As I descended from the silent, cool sanctuary of the tomb, the transition back into the blinding Qeshm sun was jarring. I was still vibrating from the mystical peace of that embroidered duvet when the silence was shattered.
From the jagged shadows of the Seljuk walls, three figures emerged like spirits of the dust. They weren’t ghosts of the 3rd century, but the very real, very persistent present: an 11-year-old girl with a gaze as sharp as the limestone, a 10-year-old boy, and a small 6-year-old boy trailing behind, his face a map of sun-baked play and hardship.

They didn’t see a traveler contemplating the “border between life and death.” They saw a man with a camera and a backpack—a symbol of a world far beyond the salt-crusted shores of Laft.
“Pul! Pul!” (Money! Money!)
Their fingers pointed directly at me, a rhythmic demand that echoed against the ancient ramparts. The 11-year-old girl acted as the commander, her eyes scanning my pockets with a professional intensity. In that moment, the romanticism of the fortress evaporated. This was the “Human Border”—the invisible fence between my world of leisure travel and their world of daily survival.
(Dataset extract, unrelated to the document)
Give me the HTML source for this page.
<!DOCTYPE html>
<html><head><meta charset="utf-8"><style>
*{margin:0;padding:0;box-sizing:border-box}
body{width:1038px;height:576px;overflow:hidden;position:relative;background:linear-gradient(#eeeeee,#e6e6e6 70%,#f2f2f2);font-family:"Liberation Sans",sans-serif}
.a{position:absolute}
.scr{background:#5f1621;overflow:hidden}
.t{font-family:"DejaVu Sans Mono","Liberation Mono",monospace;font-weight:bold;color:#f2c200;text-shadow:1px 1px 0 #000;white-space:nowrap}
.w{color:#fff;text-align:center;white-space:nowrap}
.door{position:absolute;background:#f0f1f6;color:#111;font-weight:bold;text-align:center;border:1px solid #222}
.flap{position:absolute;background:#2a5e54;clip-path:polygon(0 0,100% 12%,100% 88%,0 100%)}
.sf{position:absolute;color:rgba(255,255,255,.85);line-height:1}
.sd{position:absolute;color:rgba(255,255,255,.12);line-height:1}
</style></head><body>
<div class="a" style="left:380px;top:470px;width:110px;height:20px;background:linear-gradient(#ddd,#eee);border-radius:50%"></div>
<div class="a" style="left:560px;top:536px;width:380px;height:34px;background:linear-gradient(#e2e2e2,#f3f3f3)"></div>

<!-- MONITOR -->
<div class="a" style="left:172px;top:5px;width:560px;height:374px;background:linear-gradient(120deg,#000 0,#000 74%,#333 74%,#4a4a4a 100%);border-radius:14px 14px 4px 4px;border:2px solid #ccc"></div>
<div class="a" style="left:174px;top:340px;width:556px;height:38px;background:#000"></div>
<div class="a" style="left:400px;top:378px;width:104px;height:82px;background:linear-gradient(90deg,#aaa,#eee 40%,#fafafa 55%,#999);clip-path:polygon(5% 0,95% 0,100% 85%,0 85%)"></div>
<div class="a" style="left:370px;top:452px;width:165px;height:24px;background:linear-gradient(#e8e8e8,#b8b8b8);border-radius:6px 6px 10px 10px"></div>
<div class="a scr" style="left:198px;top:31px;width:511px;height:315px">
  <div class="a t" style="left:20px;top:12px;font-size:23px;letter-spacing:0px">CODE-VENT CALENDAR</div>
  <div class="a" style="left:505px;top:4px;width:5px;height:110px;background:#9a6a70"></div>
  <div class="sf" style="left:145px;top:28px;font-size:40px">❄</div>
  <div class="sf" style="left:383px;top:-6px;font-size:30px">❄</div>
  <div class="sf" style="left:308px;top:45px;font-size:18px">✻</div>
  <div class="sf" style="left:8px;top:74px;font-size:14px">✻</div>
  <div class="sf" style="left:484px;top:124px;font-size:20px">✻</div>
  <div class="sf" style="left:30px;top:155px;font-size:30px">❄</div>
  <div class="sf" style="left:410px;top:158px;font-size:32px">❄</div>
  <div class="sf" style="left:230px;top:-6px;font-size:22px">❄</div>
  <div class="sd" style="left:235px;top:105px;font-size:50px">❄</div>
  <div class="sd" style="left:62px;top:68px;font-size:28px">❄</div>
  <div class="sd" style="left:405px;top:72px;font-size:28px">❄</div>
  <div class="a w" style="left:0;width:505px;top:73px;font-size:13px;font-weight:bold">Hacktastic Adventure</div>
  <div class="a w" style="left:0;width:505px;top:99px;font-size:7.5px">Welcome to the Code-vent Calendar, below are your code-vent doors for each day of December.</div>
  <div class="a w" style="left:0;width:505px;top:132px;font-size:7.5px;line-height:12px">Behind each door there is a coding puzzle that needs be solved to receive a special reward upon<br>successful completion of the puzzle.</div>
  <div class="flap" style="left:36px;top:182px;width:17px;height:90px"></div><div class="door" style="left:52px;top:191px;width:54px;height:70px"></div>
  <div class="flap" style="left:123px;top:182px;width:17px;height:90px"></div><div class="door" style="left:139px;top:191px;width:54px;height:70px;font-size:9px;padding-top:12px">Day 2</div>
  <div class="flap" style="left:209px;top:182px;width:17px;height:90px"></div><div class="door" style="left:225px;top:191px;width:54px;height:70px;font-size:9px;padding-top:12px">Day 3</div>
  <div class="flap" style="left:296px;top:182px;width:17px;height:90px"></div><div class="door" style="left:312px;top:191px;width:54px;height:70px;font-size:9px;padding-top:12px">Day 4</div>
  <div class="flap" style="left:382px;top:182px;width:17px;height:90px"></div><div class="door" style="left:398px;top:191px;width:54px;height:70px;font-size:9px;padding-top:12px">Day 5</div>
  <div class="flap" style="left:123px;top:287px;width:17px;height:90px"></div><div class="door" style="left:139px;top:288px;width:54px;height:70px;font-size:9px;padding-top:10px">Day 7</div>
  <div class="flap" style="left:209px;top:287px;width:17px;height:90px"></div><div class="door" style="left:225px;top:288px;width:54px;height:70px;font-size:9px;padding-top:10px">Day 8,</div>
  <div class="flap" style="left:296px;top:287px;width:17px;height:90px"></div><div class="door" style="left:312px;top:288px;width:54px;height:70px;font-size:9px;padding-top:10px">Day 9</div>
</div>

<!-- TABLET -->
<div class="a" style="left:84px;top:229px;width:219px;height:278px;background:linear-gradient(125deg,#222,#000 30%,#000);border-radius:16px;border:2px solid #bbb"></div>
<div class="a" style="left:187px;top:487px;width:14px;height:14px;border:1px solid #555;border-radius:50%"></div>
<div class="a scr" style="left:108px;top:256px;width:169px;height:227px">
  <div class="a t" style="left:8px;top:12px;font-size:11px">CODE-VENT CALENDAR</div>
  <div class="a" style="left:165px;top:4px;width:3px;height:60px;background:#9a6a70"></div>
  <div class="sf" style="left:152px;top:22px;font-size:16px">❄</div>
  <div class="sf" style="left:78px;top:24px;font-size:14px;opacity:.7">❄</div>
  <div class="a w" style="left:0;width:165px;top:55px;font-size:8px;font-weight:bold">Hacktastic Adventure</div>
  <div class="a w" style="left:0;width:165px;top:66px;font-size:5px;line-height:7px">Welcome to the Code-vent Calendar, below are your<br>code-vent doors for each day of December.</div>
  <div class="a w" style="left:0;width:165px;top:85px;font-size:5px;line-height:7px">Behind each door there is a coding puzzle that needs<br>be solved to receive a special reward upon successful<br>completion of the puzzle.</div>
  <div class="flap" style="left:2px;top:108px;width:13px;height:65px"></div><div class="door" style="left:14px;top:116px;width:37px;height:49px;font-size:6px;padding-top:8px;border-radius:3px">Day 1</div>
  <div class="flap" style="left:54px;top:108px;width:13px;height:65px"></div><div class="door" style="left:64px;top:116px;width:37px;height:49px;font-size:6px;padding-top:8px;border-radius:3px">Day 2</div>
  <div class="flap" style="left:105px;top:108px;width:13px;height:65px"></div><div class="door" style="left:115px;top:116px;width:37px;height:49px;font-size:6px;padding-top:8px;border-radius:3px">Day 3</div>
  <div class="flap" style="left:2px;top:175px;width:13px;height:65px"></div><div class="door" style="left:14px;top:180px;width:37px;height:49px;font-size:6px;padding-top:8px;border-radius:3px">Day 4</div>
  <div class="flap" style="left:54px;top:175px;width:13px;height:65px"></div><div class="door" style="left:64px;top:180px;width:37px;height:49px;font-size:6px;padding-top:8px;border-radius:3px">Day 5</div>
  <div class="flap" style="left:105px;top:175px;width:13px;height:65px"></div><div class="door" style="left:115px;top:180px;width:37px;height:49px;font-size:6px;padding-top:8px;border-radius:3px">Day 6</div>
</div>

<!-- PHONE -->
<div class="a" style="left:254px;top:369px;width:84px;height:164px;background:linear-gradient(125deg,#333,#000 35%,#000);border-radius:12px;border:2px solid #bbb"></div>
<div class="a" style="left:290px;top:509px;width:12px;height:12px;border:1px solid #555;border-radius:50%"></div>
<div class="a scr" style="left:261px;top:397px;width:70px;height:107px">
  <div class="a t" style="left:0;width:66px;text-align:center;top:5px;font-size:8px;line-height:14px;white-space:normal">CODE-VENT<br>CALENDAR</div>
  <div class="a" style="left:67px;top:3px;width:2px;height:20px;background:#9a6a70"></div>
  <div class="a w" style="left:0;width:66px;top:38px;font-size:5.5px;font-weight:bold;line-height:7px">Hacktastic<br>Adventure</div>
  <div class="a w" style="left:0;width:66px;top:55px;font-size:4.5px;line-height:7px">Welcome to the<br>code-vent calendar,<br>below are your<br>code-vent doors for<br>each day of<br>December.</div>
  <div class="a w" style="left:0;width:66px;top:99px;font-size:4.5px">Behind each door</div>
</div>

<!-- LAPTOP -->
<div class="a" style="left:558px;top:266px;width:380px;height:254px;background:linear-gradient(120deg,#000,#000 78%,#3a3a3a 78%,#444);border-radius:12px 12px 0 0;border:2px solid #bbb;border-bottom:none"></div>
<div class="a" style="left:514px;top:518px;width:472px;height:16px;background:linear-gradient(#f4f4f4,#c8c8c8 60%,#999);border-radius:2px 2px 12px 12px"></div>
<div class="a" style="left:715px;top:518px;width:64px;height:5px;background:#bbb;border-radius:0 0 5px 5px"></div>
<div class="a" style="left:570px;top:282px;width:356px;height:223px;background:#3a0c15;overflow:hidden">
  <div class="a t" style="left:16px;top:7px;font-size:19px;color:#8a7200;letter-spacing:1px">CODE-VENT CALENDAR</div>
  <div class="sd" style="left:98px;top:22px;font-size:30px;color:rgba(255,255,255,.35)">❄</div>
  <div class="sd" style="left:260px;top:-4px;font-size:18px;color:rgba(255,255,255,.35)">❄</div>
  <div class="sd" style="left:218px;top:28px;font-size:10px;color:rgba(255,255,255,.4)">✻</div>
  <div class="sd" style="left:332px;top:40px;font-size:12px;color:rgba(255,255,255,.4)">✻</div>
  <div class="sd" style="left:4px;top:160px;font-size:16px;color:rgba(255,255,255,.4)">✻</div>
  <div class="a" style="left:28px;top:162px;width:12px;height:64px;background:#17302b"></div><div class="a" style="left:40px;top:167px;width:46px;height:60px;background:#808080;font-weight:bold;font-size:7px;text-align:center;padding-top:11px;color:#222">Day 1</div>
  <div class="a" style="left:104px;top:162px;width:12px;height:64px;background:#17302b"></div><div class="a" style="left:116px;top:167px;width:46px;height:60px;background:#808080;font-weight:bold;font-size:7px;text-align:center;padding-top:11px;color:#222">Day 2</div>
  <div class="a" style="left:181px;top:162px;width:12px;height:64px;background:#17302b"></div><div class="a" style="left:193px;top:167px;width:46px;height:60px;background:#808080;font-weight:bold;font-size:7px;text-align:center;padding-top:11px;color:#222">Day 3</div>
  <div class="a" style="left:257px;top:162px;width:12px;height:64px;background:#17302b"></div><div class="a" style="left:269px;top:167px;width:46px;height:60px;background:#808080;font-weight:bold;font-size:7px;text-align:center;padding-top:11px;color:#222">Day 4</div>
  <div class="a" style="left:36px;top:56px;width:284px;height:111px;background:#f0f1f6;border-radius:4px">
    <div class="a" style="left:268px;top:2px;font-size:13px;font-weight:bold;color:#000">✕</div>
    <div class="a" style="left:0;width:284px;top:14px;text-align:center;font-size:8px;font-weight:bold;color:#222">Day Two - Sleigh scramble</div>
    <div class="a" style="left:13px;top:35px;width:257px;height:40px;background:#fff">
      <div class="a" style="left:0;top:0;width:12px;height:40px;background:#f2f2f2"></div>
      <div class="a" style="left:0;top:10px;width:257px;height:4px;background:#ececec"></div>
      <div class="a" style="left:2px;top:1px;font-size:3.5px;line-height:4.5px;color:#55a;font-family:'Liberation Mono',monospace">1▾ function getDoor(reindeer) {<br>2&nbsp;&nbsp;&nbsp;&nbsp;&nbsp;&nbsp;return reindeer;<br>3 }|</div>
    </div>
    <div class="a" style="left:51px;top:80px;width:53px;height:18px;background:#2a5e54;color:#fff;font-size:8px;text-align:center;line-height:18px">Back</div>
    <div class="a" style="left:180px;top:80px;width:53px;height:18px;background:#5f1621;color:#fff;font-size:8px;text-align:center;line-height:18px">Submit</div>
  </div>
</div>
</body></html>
I felt a wave of internal conflict. Part of me wanted to protect the “sanctity” of my historical visit, but another part of me recognized the irony: the very fortress I was admiring was built to protect resources from outsiders. Now, these children were the new gatekeepers, protecting their own territory.
Looking at the 6-year-old, his shirt scruffy and his feet bare against the hot gravel, the “mystical” feeling of the cemetery shifted into something more urgent and grounded. The history of the Seljuks is written in stone, but the history of Qeshm is still being written in the hunger and hope of its children.

I realized then that to be a Frog on the Border, you cannot just look at the old stones; you have to look into the eyes of the people standing on them. We often want our travel experiences to be “pure,” but the “scruffy” reality is where the true story lives. I wasn’t just a guest of the dead in the tomb; I was a guest of the living in the ruins.